Set exercise:
Make an exact copy of all the material below, apart from the pictures.

Given data:
========================================

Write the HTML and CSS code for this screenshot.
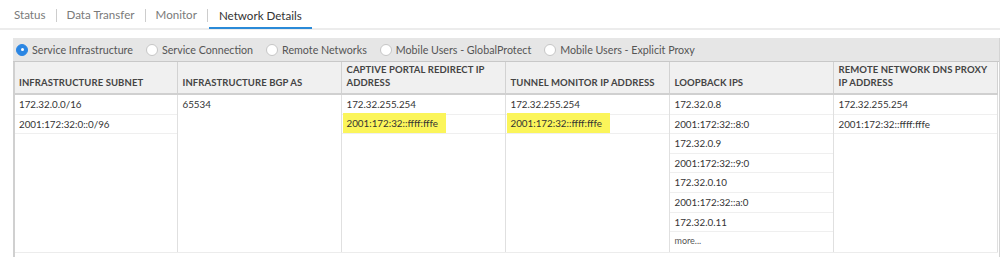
FILE: index.html
```html
<!DOCTYPE html>
<html>
<head>
<meta charset="utf-8">
<link rel="stylesheet" href="styles.css">
</head>
<body>
<div class="tabs">
  <span class="tab">Status</span><span class="sep"></span>
  <span class="tab">Data Transfer</span><span class="sep"></span>
  <span class="tab">Monitor</span><span class="sep"></span>
  <span class="tab active">Network Details</span>
</div>
<div class="panel">
  <div class="radios">
    <label class="radio"><span class="dot on"></span>Service Infrastructure</label>
    <label class="radio"><span class="dot"></span>Service Connection</label>
    <label class="radio"><span class="dot"></span>Remote Networks</label>
    <label class="radio"><span class="dot"></span>Mobile Users - GlobalProtect</label>
    <label class="radio"><span class="dot"></span>Mobile Users - Explicit Proxy</label>
  </div>
  <div class="tablewrap">
  <table class="grid">
    <thead>
      <tr>
        <th>INFRASTRUCTURE SUBNET</th>
        <th>INFRASTRUCTURE BGP AS</th>
        <th>CAPTIVE PORTAL REDIRECT IP ADDRESS</th>
        <th>TUNNEL MONITOR IP ADDRESS</th>
        <th>LOOPBACK IPS</th>
        <th>REMOTE NETWORK DNS PROXY IP ADDRESS</th>
      </tr>
    </thead>
    <tbody>
      <tr>
        <td><div class="item">172.32.0.0/16</div><div class="item">2001:172:32:0::0/96</div></td>
        <td><div class="item plain">65534</div></td>
        <td><div class="item">172.32.255.254</div><div class="item"><span class="hl">2001:172:32::ffff:fffe</span></div></td>
        <td><div class="item">172.32.255.254</div><div class="item"><span class="hl">2001:172:32::ffff:fffe</span></div></td>
        <td>
          <div class="item">172.32.0.8</div>
          <div class="item">2001:172:32::8:0</div>
          <div class="item">172.32.0.9</div>
          <div class="item">2001:172:32::9:0</div>
          <div class="item">172.32.0.10</div>
          <div class="item">2001:172:32::a:0</div>
          <div class="item">172.32.0.11</div>
          <div class="item more">more...</div>
        </td>
        <td><div class="item">172.32.255.254</div><div class="item">2001:172:32::ffff:fffe</div></td>
      </tr>
    </tbody>
  </table>
  </div>
</div>
</body>
</html>
```

FILE: styles.css
```css
html, body {
  margin: 0;
  padding: 0;
  background: #fff;
  font-family: Lato, "Open Sans", sans-serif;
  color: #333;
  overflow: hidden;
}

.tabs {
  display: flex;
  align-items: center;
  height: 28px;
  padding-left: 5px;
  border-bottom: 2px solid #ececec;
  font-size: 11.6px;
}
.tab {
  color: #7a7a7a;
  padding: 1px 9px 0;
  height: 28px;
  line-height: 28px;
  box-sizing: border-box;
}
.tab.active {
  color: #333;
  padding: 1px 10px 0;
  border-bottom: 2px solid #2a8ad8;
  margin-bottom: -1px;
}
.sep {
  width: 1px;
  height: 13px;
  margin: 2px 1px 0;
  background: #cdcdcd;
}

.panel {
  margin: 8px 0 0 13px;
  border-right: 1px solid #d4d4d4;
  height: 227px;
  display: flex;
  flex-direction: column;
}

.radios {
  display: flex;
  align-items: center;
  height: 23px;
  flex: none;
  background: #e6e6e6;
  padding-left: 3px;
  font-size: 10.7px;
  color: #555;
  border-bottom: 1px solid #c8c8c8;
}
.radio {
  display: flex;
  align-items: center;
  margin-right: 13px;
}
.dot {
  width: 12px;
  height: 12px;
  border-radius: 50%;
  border: 1px solid #c6c6c6;
  background: #fff;
  margin-right: 4px;
  box-sizing: border-box;
  position: relative;
}
.dot.on {
  background: #2b86e3;
  border-color: #2b86e3;
}
.dot.on::after {
  content: "";
  position: absolute;
  left: 3.5px;
  top: 3.5px;
  width: 3px;
  height: 3px;
  border-radius: 50%;
  background: #fff;
}

.tablewrap {
  flex: 1;
  border-left: 2px solid #d0d0d0;
}

.grid {
  border-collapse: collapse;
  table-layout: fixed;
  width: 982px;
}
.grid th {
  width: 164px;
  height: 32px;
  box-sizing: border-box;
  background: #f0f0f0;
  text-align: left;
  vertical-align: bottom;
  font-size: 9.5px;
  font-weight: 700;
  color: #444;
  line-height: 13px;
  padding: 0 4px 4px 5px;
  border-left: 1px solid #d2d2d2;
  border-right: 1px solid #d2d2d2;
  border-bottom: 2px solid #d0d0d0;
  letter-spacing: 0.1px;
}
.grid th:first-child {
  width: 162px;
  border-left: none;
  padding-left: 4px;
}
.grid td {
  vertical-align: top;
  padding: 0;
  height: 157px;
  border-left: 1px solid #e0e0e0;
  border-right: 1px solid #e0e0e0;
  border-bottom: 1px solid #ececec;
}
.grid td:first-child {
  border-left: none;
}
.item {
  height: 19.6px;
  box-sizing: border-box;
  border-bottom: 1px solid #efefef;
  font-size: 9.8px;
  line-height: 18.6px;
  padding-left: 5px;
  color: #333;
  white-space: nowrap;
}
.grid td:first-child .item {
  padding-left: 4px;
}
.item.plain {
  border-bottom: none;
}
.item.more {
  border-bottom: none;
  font-size: 9px;
  color: #555;
}
.hl {
  display: inline-block;
  vertical-align: top;
  background: #fbf55a;
  margin-left: -4px;
  margin-top: -2px;
  padding: 0 8px 0 4px;
  height: 20px;
  line-height: 21px;
}
```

========================================

Answer to the task:
Write the HTML and CSS code for this screenshot.
FILE: index.html
```html
<!DOCTYPE html>
<html>
<head>
<meta charset="utf-8">
<link rel="stylesheet" href="styles.css">
</head>
<body>
<div class="tabs">
  <span class="tab">Status</span><span class="sep"></span>
  <span class="tab">Data Transfer</span><span class="sep"></span>
  <span class="tab">Monitor</span><span class="sep"></span>
  <span class="tab active">Network Details</span>
</div>
<div class="panel">
  <div class="radios">
    <label class="radio"><span class="dot on"></span>Service Infrastructure</label>
    <label class="radio"><span class="dot"></span>Service Connection</label>
    <label class="radio"><span class="dot"></span>Remote Networks</label>
    <label class="radio"><span class="dot"></span>Mobile Users - GlobalProtect</label>
    <label class="radio"><span class="dot"></span>Mobile Users - Explicit Proxy</label>
  </div>
  <div class="tablewrap">
  <table class="grid">
    <thead>
      <tr>
        <th>INFRASTRUCTURE SUBNET</th>
        <th>INFRASTRUCTURE BGP AS</th>
        <th>CAPTIVE PORTAL REDIRECT IP ADDRESS</th>
        <th>TUNNEL MONITOR IP ADDRESS</th>
        <th>LOOPBACK IPS</th>
        <th>REMOTE NETWORK DNS PROXY IP ADDRESS</th>
      </tr>
    </thead>
    <tbody>
      <tr>
        <td><div class="item">172.32.0.0/16</div><div class="item">2001:172:32:0::0/96</div></td>
        <td><div class="item plain">65534</div></td>
        <td><div class="item">172.32.255.254</div><div class="item"><span class="hl">2001:172:32::ffff:fffe</span></div></td>
        <td><div class="item">172.32.255.254</div><div class="item"><span class="hl">2001:172:32::ffff:fffe</span></div></td>
        <td>
          <div class="item">172.32.0.8</div>
          <div class="item">2001:172:32::8:0</div>
          <div class="item">172.32.0.9</div>
          <div class="item">2001:172:32::9:0</div>
          <div class="item">172.32.0.10</div>
          <div class="item">2001:172:32::a:0</div>
          <div class="item">172.32.0.11</div>
          <div class="item more">more...</div>
        </td>
        <td><div class="item">172.32.255.254</div><div class="item">2001:172:32::ffff:fffe</div></td>
      </tr>
    </tbody>
  </table>
  </div>
</div>
</body>
</html>
```

FILE: styles.css
```css
html, body {
  margin: 0;
  padding: 0;
  background: #fff;
  font-family: Lato, "Open Sans", sans-serif;
  color: #333;
  overflow: hidden;
}

.tabs {
  display: flex;
  align-items: center;
  height: 28px;
  padding-left: 5px;
  border-bottom: 2px solid #ececec;
  font-size: 11.6px;
}
.tab {
  color: #7a7a7a;
  padding: 1px 9px 0;
  height: 28px;
  line-height: 28px;
  box-sizing: border-box;
}
.tab.active {
  color: #333;
  padding: 1px 10px 0;
  border-bottom: 2px solid #2a8ad8;
  margin-bottom: -1px;
}
.sep {
  width: 1px;
  height: 13px;
  margin: 2px 1px 0;
  background: #cdcdcd;
}

.panel {
  margin: 8px 0 0 13px;
  border-right: 1px solid #d4d4d4;
  height: 227px;
  display: flex;
  flex-direction: column;
}

.radios {
  display: flex;
  align-items: center;
  height: 23px;
  flex: none;
  background: #e6e6e6;
  padding-left: 3px;
  font-size: 10.7px;
  color: #555;
  border-bottom: 1px solid #c8c8c8;
}
.radio {
  display: flex;
  align-items: center;
  margin-right: 13px;
}
.dot {
  width: 12px;
  height: 12px;
  border-radius: 50%;
  border: 1px solid #c6c6c6;
  background: #fff;
  margin-right: 4px;
  box-sizing: border-box;
  position: relative;
}
.dot.on {
  background: #2b86e3;
  border-color: #2b86e3;
}
.dot.on::after {
  content: "";
  position: absolute;
  left: 3.5px;
  top: 3.5px;
  width: 3px;
  height: 3px;
  border-radius: 50%;
  background: #fff;
}

.tablewrap {
  flex: 1;
  border-left: 2px solid #d0d0d0;
}

.grid {
  border-collapse: collapse;
  table-layout: fixed;
  width: 982px;
}
.grid th {
  width: 164px;
  height: 32px;
  box-sizing: border-box;
  background: #f0f0f0;
  text-align: left;
  vertical-align: bottom;
  font-size: 9.5px;
  font-weight: 700;
  color: #444;
  line-height: 13px;
  padding: 0 4px 4px 5px;
  border-left: 1px solid #d2d2d2;
  border-right: 1px solid #d2d2d2;
  border-bottom: 2px solid #d0d0d0;
  letter-spacing: 0.1px;
}
.grid th:first-child {
  width: 162px;
  border-left: none;
  padding-left: 4px;
}
.grid td {
  vertical-align: top;
  padding: 0;
  height: 157px;
  border-left: 1px solid #e0e0e0;
  border-right: 1px solid #e0e0e0;
  border-bottom: 1px solid #ececec;
}
.grid td:first-child {
  border-left: none;
}
.item {
  height: 19.6px;
  box-sizing: border-box;
  border-bottom: 1px solid #efefef;
  font-size: 9.8px;
  line-height: 18.6px;
  padding-left: 5px;
  color: #333;
  white-space: nowrap;
}
.grid td:first-child .item {
  padding-left: 4px;
}
.item.plain {
  border-bottom: none;
}
.item.more {
  border-bottom: none;
  font-size: 9px;
  color: #555;
}
.hl {
  display: inline-block;
  vertical-align: top;
  background: #fbf55a;
  margin-left: -4px;
  margin-top: -2px;
  padding: 0 8px 0 4px;
  height: 20px;
  line-height: 21px;
}
```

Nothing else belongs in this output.